*DIRECTIVE:*
State how many lines include "styled", giving the number by itself.

Extracted records:

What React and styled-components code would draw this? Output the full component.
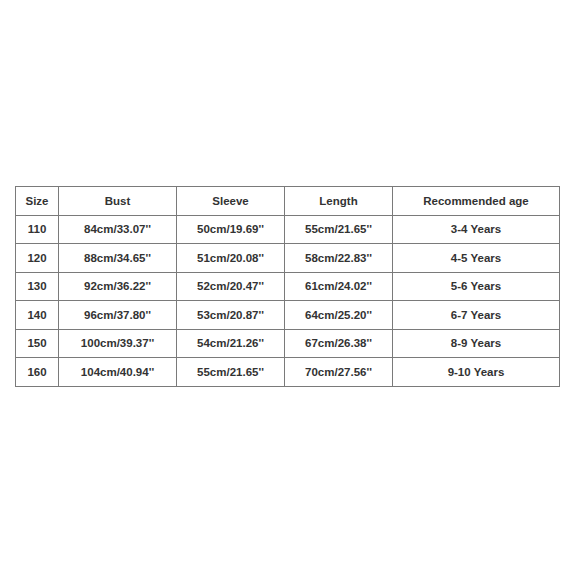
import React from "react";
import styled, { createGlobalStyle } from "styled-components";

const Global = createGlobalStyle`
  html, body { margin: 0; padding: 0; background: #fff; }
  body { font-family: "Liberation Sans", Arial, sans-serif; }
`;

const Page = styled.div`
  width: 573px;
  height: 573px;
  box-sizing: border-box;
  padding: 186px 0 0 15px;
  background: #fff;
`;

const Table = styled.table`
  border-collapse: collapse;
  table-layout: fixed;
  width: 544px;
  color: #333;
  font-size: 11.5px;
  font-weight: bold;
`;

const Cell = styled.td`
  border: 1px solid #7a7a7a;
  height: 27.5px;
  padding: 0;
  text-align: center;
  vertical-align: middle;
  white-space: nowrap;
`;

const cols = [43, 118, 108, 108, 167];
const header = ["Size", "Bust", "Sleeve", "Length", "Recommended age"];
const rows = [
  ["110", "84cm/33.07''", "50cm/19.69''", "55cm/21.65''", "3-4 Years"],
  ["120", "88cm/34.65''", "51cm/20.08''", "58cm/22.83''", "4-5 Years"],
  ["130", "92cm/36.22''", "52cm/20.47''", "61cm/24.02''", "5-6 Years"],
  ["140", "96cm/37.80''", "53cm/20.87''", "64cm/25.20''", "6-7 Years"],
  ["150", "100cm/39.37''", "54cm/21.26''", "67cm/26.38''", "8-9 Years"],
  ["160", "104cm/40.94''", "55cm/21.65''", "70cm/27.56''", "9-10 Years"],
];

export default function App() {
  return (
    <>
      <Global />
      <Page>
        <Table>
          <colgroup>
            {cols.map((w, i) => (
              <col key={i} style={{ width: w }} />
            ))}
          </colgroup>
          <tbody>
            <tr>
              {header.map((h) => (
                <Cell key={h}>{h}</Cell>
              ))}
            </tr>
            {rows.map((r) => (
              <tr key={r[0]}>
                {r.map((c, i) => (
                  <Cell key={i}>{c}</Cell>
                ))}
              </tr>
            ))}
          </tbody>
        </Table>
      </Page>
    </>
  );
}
---
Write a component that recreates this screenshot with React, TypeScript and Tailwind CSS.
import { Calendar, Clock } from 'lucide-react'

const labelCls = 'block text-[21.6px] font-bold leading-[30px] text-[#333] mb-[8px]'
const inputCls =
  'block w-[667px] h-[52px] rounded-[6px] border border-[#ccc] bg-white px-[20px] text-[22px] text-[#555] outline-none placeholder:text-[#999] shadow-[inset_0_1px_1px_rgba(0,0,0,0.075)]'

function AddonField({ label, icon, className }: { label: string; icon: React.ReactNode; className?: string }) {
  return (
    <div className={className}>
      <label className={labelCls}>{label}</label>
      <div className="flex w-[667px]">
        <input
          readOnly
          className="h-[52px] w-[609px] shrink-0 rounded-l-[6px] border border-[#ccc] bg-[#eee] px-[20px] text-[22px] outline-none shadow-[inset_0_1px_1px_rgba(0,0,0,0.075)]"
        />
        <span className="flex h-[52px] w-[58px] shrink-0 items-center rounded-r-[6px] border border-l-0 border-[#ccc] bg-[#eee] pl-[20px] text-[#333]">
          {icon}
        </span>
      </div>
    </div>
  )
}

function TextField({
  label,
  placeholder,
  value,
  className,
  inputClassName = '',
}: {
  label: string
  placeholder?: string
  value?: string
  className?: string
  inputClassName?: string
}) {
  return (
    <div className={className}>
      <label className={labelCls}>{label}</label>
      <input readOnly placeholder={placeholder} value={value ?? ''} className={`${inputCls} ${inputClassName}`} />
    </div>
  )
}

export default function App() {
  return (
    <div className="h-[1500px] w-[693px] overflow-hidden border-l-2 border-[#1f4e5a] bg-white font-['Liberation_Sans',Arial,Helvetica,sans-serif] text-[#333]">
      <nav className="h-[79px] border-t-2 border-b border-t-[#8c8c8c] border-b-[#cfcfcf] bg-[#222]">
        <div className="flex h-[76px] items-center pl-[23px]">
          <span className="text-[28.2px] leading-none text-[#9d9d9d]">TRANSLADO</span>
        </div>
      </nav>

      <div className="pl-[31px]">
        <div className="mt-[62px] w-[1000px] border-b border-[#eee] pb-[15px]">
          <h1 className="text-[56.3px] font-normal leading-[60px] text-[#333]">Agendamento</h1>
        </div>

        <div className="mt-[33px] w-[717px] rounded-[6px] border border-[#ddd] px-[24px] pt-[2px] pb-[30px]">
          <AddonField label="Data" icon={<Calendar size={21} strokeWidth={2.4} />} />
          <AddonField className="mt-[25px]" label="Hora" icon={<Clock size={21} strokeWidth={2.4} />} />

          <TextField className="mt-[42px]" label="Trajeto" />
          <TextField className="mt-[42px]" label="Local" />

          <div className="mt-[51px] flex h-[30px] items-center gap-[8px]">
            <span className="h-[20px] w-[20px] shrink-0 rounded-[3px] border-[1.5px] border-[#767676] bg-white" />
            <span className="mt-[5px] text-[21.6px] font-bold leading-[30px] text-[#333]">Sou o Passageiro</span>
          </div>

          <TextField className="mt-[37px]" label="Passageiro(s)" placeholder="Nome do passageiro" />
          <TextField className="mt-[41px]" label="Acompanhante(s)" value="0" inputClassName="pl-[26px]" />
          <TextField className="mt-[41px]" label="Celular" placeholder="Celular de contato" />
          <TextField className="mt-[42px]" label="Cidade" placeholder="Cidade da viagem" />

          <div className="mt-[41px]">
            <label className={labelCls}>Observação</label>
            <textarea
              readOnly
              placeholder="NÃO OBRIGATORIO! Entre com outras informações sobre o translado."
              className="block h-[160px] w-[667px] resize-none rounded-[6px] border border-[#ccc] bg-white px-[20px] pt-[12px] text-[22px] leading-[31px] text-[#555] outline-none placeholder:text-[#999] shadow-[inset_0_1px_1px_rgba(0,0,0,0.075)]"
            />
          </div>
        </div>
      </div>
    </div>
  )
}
--
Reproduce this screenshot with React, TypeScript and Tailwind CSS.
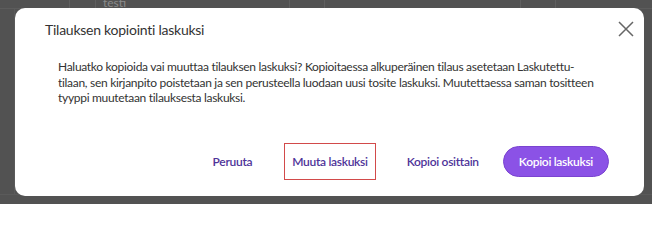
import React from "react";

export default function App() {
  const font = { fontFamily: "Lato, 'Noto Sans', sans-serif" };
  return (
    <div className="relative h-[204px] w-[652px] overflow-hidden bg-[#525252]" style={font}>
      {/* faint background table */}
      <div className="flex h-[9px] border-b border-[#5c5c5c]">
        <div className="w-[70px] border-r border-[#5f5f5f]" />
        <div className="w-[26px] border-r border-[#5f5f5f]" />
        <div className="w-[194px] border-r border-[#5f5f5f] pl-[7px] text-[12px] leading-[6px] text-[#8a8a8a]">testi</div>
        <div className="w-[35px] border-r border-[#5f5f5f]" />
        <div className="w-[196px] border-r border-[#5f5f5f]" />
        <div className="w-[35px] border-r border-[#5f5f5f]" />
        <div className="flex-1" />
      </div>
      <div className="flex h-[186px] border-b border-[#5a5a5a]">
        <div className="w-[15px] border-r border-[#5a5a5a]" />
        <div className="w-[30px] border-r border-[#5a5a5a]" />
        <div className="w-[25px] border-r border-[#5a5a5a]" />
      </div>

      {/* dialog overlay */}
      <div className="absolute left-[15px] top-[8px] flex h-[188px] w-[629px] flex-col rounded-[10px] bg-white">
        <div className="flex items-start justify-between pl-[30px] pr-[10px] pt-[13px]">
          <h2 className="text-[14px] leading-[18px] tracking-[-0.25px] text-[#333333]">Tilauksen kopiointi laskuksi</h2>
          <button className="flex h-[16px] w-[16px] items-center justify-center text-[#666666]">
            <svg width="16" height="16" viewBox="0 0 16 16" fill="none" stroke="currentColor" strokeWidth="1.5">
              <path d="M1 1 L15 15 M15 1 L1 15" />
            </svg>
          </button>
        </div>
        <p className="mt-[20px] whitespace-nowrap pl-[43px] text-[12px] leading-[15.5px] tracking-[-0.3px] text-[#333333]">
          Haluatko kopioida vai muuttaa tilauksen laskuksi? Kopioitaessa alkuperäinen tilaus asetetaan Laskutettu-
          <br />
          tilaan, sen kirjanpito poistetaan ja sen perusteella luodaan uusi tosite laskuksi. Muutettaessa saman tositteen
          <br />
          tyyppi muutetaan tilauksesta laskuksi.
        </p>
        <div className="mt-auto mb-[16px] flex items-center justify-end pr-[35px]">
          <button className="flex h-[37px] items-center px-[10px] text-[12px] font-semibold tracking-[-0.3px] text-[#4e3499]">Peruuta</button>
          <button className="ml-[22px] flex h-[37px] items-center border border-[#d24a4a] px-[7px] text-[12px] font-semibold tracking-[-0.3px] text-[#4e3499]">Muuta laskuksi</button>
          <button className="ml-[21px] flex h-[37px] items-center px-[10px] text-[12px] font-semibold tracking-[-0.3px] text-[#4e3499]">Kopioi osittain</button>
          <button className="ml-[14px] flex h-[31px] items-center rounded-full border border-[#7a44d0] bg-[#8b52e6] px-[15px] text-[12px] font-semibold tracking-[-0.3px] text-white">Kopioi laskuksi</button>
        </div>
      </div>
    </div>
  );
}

*WORKED ANSWER:*
5